++++ Exercise data ++++

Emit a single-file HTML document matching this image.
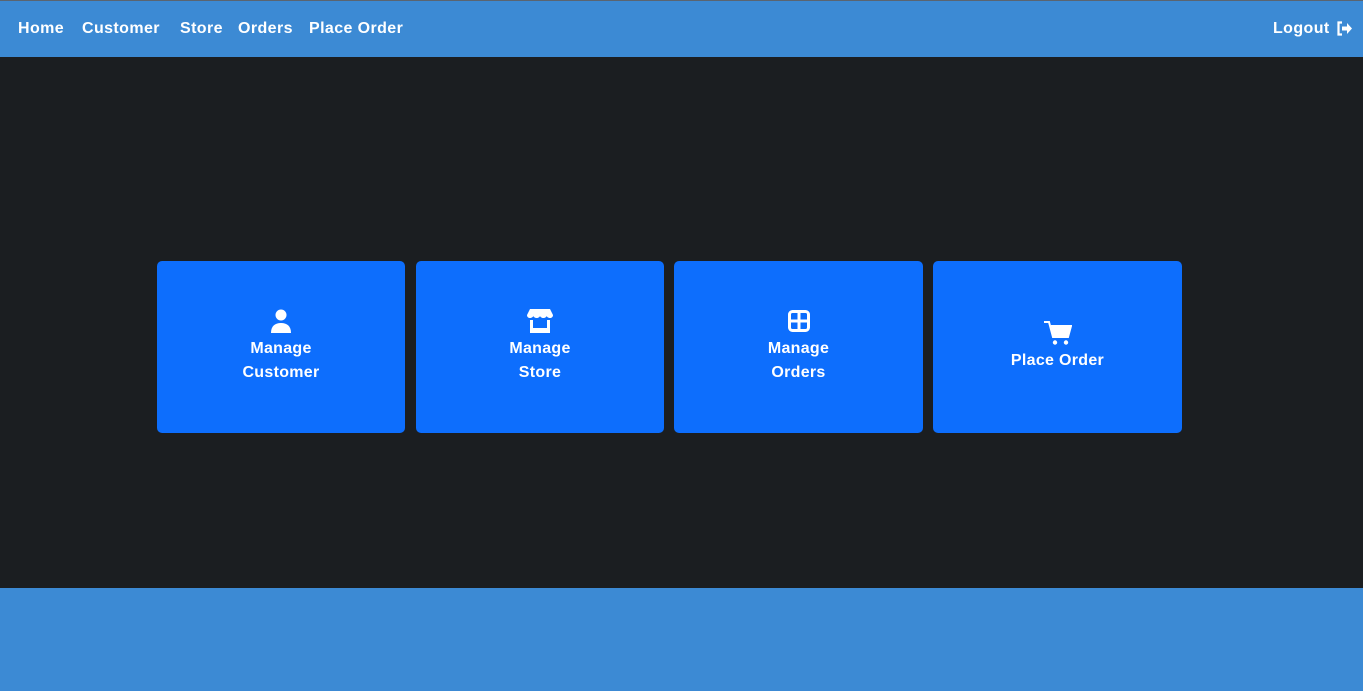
<!DOCTYPE html>
<html><head><style>
*{margin:0;padding:0;box-sizing:border-box}
body{width:1363px;height:691px;overflow:hidden;font-family:"Liberation Sans",sans-serif;background:#1b1e21;position:relative}
.top{position:absolute;left:0;top:0;width:1363px;height:1px;background:#5a6470}
nav{position:absolute;left:0;top:1px;width:1363px;height:56px;background:#3c8ad4;color:#fff;font-weight:bold;font-size:16px}
nav span{position:absolute;top:19px;letter-spacing:0.4px}
footer{position:absolute;left:0;top:588px;width:1363px;height:103px;background:#3c8ad4}
.card{position:absolute;top:261px;height:172px;background:#0d6efd;border-radius:5px;color:#fff;font-weight:bold;font-size:16px;text-align:center;letter-spacing:0.3px}
.card svg{position:absolute;left:50%;transform:translateX(-50%)}
.card .t{position:absolute;left:0;right:0;line-height:24px}
</style></head><body>
<div class="top"></div>
<nav>
<span style="left:18px">Home</span>
<span style="left:82px">Customer</span>
<span style="left:180px">Store</span>
<span style="left:238px">Orders</span>
<span style="left:309px">Place Order</span>
<span style="left:1273px">Logout</span>
<svg style="position:absolute;left:1336px;top:20px" width="17" height="15" viewBox="0 0 17 15"><path d="M6 1.5H2.5v12H6" fill="none" stroke="#fff" stroke-width="2.2"/><path d="M6 5.5h5V2l5 5.5-5 5.5V9.5H6z" fill="#fff"/></svg>
</nav>
<div class="card" style="left:157px;width:248px">
<svg style="top:48px" width="22" height="24" viewBox="0 0 22 24"><circle cx="11" cy="6" r="5.5" fill="#fff"/><path d="M1 24c0-7 4-10 10-10s10 3 10 10z" fill="#fff"/></svg>
<div class="t" style="top:76px">Manage<br>Customer</div></div>
<div class="card" style="left:416px;width:248px">
<svg style="top:48px" width="26" height="24" viewBox="0 0 26 24"><path d="M3 0h20l3 6c0 2-1.5 3-3 3s-3-1-3.3-2c-.3 1-1.7 2-3.3 2S13.3 8 13 7c-.3 1-1.7 2-3.3 2S6.6 8 6.3 7C6 8 4.5 9 3 9S0 8 0 6z" fill="#fff"/><path d="M3 11v13h20V11h-3v8H6v-8z" fill="#fff"/></svg>
<div class="t" style="top:76px">Manage<br>Store</div></div>
<div class="card" style="left:674px;width:249px">
<svg style="top:49px" width="22" height="22" viewBox="0 0 22 22"><rect x="1.5" y="1.5" width="19" height="19" rx="3" fill="none" stroke="#fff" stroke-width="3"/><path d="M11 1v20M1 11h20" stroke="#fff" stroke-width="3"/></svg>
<div class="t" style="top:76px">Manage<br>Orders</div></div>
<div class="card" style="left:933px;width:249px">
<svg style="top:60px" width="28" height="24" viewBox="0 0 28 24"><path d="M0 1h5l4 15h15l3-11H7" fill="none" stroke="#fff" stroke-width="2"/><path d="M7 5h20l-3 11H9z" fill="#fff"/><circle cx="11" cy="21.5" r="2.2" fill="#fff"/><circle cx="22" cy="21.5" r="2.2" fill="#fff"/></svg>
<div class="t" style="top:88px">Place Order</div></div>
<footer></footer>
</body></html>
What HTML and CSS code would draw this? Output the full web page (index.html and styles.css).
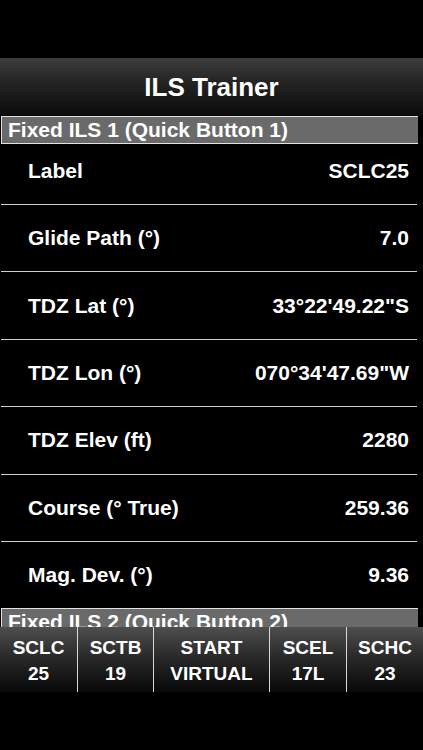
FILE: index.html
```html
<!DOCTYPE html>
<html>
<head>
<meta charset="utf-8">
<link rel="stylesheet" href="styles.css">
</head>
<body>
<div class="screen">
  <div class="status"></div>
  <header class="navbar"><h1 class="title">ILS Trainer</h1></header>
  <main class="list">
    <div class="section-header">Fixed ILS 1 (Quick Button 1)</div>
    <div class="row first"><span class="label">Label</span><span class="value">SCLC25</span></div>
    <div class="row"><span class="label">Glide Path (°)</span><span class="value">7.0</span></div>
    <div class="row"><span class="label">TDZ Lat (°)</span><span class="value">33°22'49.22"S</span></div>
    <div class="row"><span class="label">TDZ Lon (°)</span><span class="value">070°34'47.69"W</span></div>
    <div class="row"><span class="label">TDZ Elev (ft)</span><span class="value">2280</span></div>
    <div class="row"><span class="label">Course (° True)</span><span class="value">259.36</span></div>
    <div class="row last"><span class="label">Mag. Dev. (°)</span><span class="value">9.36</span></div>
    <div class="section-header">Fixed ILS 2 (Quick Button 2)</div>
  </main>
  <nav class="toolbar">
    <button class="tb-btn"><span>SCLC</span><span>25</span></button>
    <button class="tb-btn"><span>SCTB</span><span>19</span></button>
    <button class="tb-btn"><span>START</span><span>VIRTUAL</span></button>
    <button class="tb-btn"><span>SCEL</span><span>17L</span></button>
    <button class="tb-btn"><span>SCHC</span><span>23</span></button>
  </nav>
</div>
</body>
</html>
```
FILE: styles.css
```css
* { box-sizing: border-box; }
html, body {
  margin: 0;
  padding: 0;
  background: #000;
}
body {
  font-family: "Liberation Sans", Arial, Helvetica, sans-serif;
  color: #fff;
  width: 423px;
  height: 750px;
  overflow: hidden;
}
.screen {
  display: flex;
  flex-direction: column;
  width: 423px;
  height: 750px;
}
.status { height: 58px; flex: none; }
.navbar {
  height: 58px;
  flex: none;
  display: flex;
  align-items: center;
  justify-content: center;
  background: linear-gradient(to bottom, #3d3d3d 0%, #222 45%, #0b0b0b 100%);
}
.title {
  margin: 0;
  font-size: 26px;
  font-weight: bold;
  line-height: 1;
}
.list {
  height: 511px;
  flex: none;
  overflow: hidden;
}
.section-header {
  height: 28px;
  margin: 0 5px 0 1px;
  padding-left: 6px;
  background: #6a6a6a;
  border-top: 1px solid #e2e2e2;
  border-left: 1px solid #e2e2e2;
  border-bottom: 1px solid #e2e2e2;
  font-size: 21px;
  font-weight: bold;
  line-height: 26px;
  white-space: nowrap;
  overflow: hidden;
}
.row {
  height: 67.4px;
  margin: 0 6px 0 1px;
  padding: 0 8px 0 27px;
  display: flex;
  align-items: center;
  justify-content: space-between;
  border-bottom: 1px solid #cfcfcf;
  font-size: 21px;
  font-weight: bold;
}
.row.first {
  height: 61px;
  padding-bottom: 7px;
}
.row.last {
  height: 66px;
  border-bottom: none;
}
.toolbar {
  height: 65px;
  flex: none;
  display: grid;
  grid-template-columns: 77px 76px 116px 77px 77px;
  background: linear-gradient(to bottom, #4e4e4e 0%, #2a2a2a 45%, #080808 100%);
}
.tb-btn {
  appearance: none;
  background: transparent;
  border: none;
  margin: 0;
  padding: 3px 0 0 0;
  display: flex;
  flex-direction: column;
  align-items: center;
  justify-content: center;
  color: #fff;
  font-family: "Liberation Sans", Arial, Helvetica, sans-serif;
  font-size: 19px;
  font-weight: bold;
  line-height: 26px;
}
.tb-btn + .tb-btn {
  border-left: 1px solid #d8d8d8;
}
```
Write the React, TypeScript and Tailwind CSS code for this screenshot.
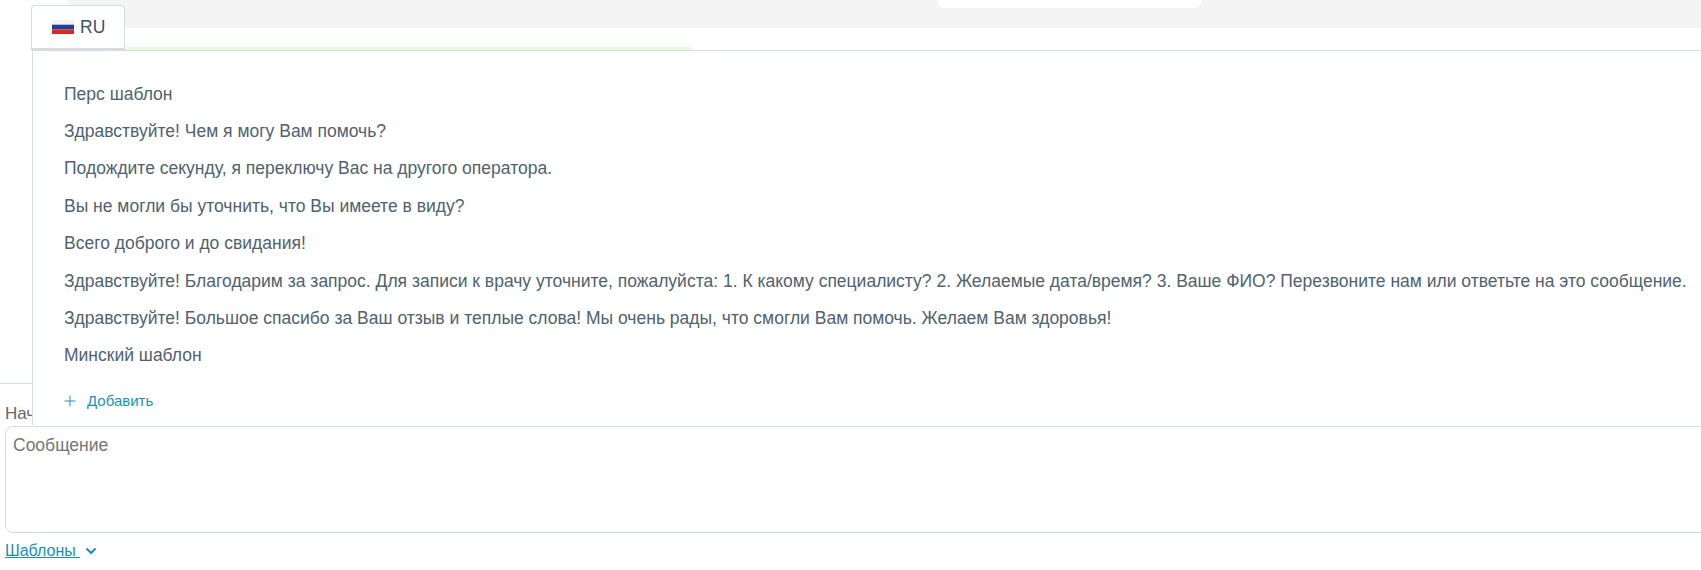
import React from "react";

const rows = [
  "Перс шаблон",
  "Здравствуйте! Чем я могу Вам помочь?",
  "Подождите секунду, я переключу Вас на другого оператора.",
  "Вы не могли бы уточнить, что Вы имеете в виду?",
  "Всего доброго и до свидания!",
  "Здравствуйте! Благодарим за запрос. Для записи к врачу уточните, пожалуйста: 1. К какому специалисту? 2. Желаемые дата/время? 3. Ваше ФИО? Перезвоните нам или ответьте на это сообщение.",
  "Здравствуйте! Большое спасибо за Ваш отзыв и теплые слова! Мы очень рады, что смогли Вам помочь. Желаем Вам здоровья!",
  "Минский шаблон",
];

export default function App() {
  return (
    <div className="relative h-[570px] w-[1701px] overflow-hidden bg-white font-['Liberation_Sans',Arial,sans-serif] text-[17.5px]">
      {/* Page behind the popover */}
      <div className="ml-[68px] flex h-[28px] bg-[#f4f4f4] pl-[869px]">
        <div className="h-[8px] w-[265px] rounded-b-[12px] bg-white" />
      </div>
      <div className="ml-[125px] mt-[19px] h-[3px] w-[567px] rounded-tr-[2px] bg-[#e6f9dc]" />
      <div className="mt-[333px] h-px bg-[#d5dde3]" />
      <div className="ml-[5px] mt-[19px] h-[21px] text-[17px] leading-[21px] text-[#666666]">Начало</div>
      <div className="ml-[5px] mt-[2px] h-[107px] w-[1720px] rounded-[8px] border border-[#d5dde3] px-[7px] py-[7px] leading-[23px] text-[#757575]">
        Сообщение
      </div>
      <div className="ml-[5px] mt-[8px] flex items-center gap-[5px] text-[16px] leading-[20px] text-[#1a8fb3]">
        <span className="whitespace-pre underline">Шаблоны </span>
        <svg width="12" height="8" viewBox="0 0 12 8" fill="none" stroke="#1a8fb3" strokeWidth="2">
          <path d="M1.5 1.5 6 6l4.5-4.5" />
        </svg>
      </div>

      {/* Popover */}
      <div className="absolute left-[32px] top-[50px] h-[375px] w-[1700px] border-l border-t border-[#d5dde3] bg-white pl-[31px] pt-[24.6px]">
        {rows.map((r) => (
          <div key={r} className="h-[37.4px] whitespace-nowrap leading-[37.4px] text-[#4f626e]">
            {r}
          </div>
        ))}
        <div className="mt-[16.4px] flex h-[20px] items-center gap-[11px] text-[15px] text-[#1a94b8]">
          <svg width="12" height="12" viewBox="0 0 12 12" stroke="#1a94b8" strokeWidth="1">
            <path d="M6 0.5v11M0.5 6h11" />
          </svg>
          Добавить
        </div>
      </div>

      {/* Language tab */}
      <div className="absolute left-[31px] top-[5px] flex h-[45px] w-[94px] items-center gap-[6px] rounded-t-[4px] border border-b-2 border-[#d5dde3] bg-white pl-[20px] text-[#3f5260]">
        <svg width="22" height="14" viewBox="0 0 22 14" className="shrink-0">
          <rect width="22" height="4.7" fill="#f4f4f4" />
          <rect y="4.7" width="22" height="4.6" fill="#1f3f9c" />
          <rect y="9.3" width="22" height="4.7" fill="#d52b1e" />
        </svg>
        <span>RU</span>
      </div>
    </div>
  );
}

++++

**Exercise goal:**
Make an exact copy of only the lines from the one with "Write the React, TypeScript" through the one with "import React from". Pictures don't belong in it.

**The solution:**
Write the React, TypeScript and Tailwind CSS code for this screenshot.
import React from "react";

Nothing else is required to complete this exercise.